Since shaking hands is the first impression you’re going to leave with someone, it’s important to do it right.

Have Your Hand Ready And Never Sweaty

In almost every social setting, it’s important to have your hand ready to go at any moment, especially if people are arriving at the event frequently. 

 

Keep your hands clean from grease and sweat, if you’re caught off-guard and don’t have an opportunity to wash your hands, wipe your palm off on the side of your pants. 

 

If You're Sitting, Stand Up

Standing up for a hand shake is a huge sign of respect. Unless you have physical trouble standing, stand up for every handshake. It will convey confidence, respect, and appreciation for the person you are meeting.

 

Give A Firm Handshake

Surprisingly, a lot of people get this simple step wrong.  When shaking hands, you should give a firm hand shake. Notice how I said firm, and not with a death grip!

 

Shake someone’s hand with mild pressure. Don’t shake their hand like a butterfly, and don’t shake their hand like a bear. Somewhere in the middle will do just fine. 

 

Make Eye Contact And Smile

A firm handshake is only the first part of your introduction. 

 

Make eye contact with the person you’re shaking hands with, and send them a genuine smile.
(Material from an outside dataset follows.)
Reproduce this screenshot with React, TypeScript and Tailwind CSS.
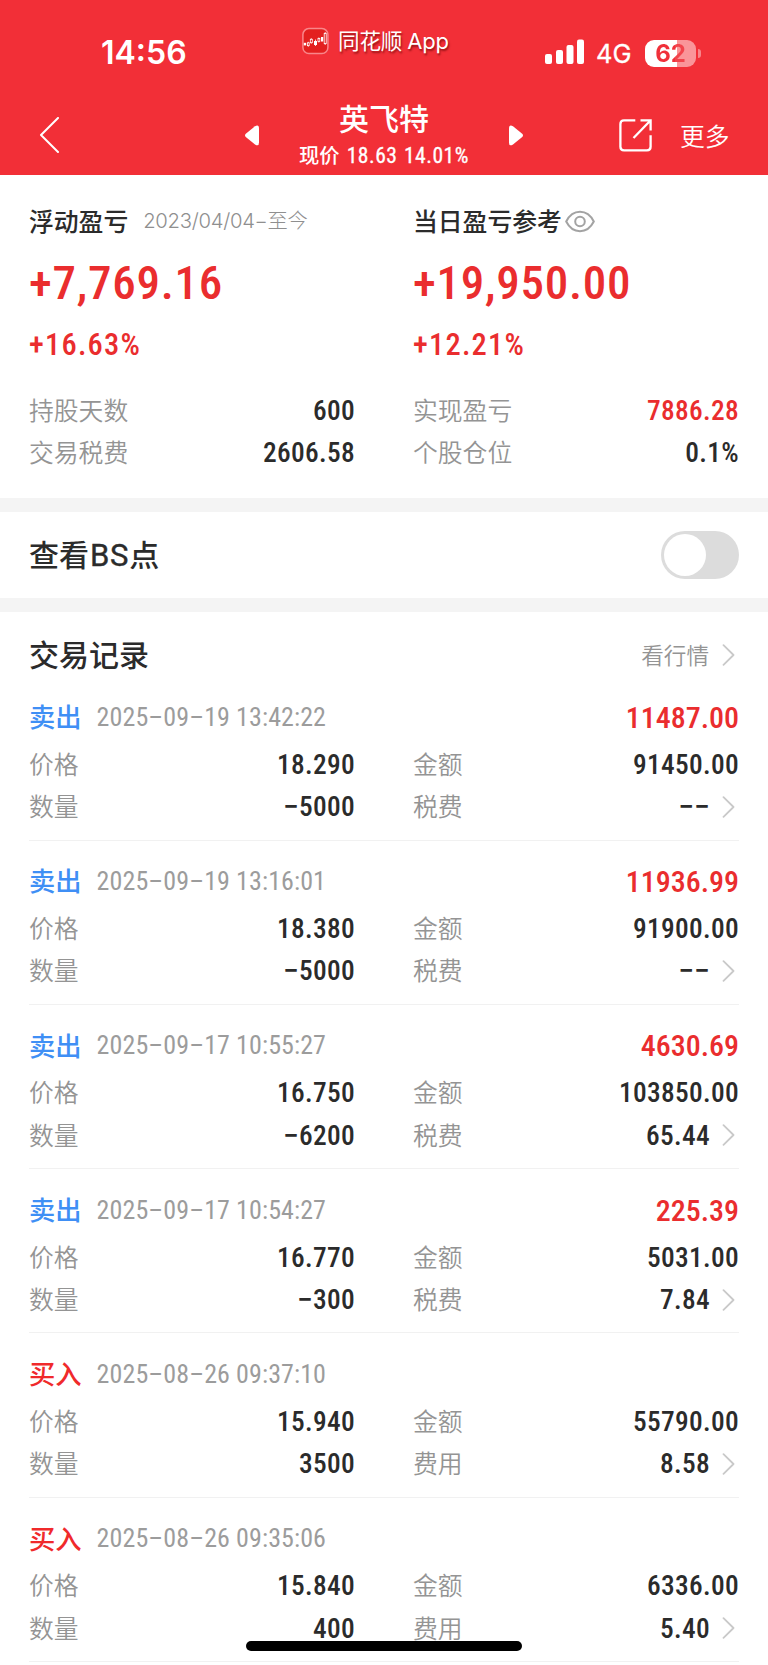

This will immediately make you come across to them as a nice guy that should be respected. 

 

Have Something To Talk About Afterwards

You don’t want to shake someone’s hand and follow up with an awkward silence, so it’s important to have a few causal conversation starters lined up. 

 

Ask them how they met the host of the event, or where they’re from, or anything really. It all depends on the type of social setting you’re meeting them in. 

 

Once Or Twice Is Long Enough

One or two shakes,  and you’re done. Remember to start the conversation after letting their hand go. 

 

Keep Your Other Hand Out Of Your Pocket

Keep your other hand firmly at your side and in sight, keeping your hand in your pocket could convey a lack of maturity, respect, and confidence.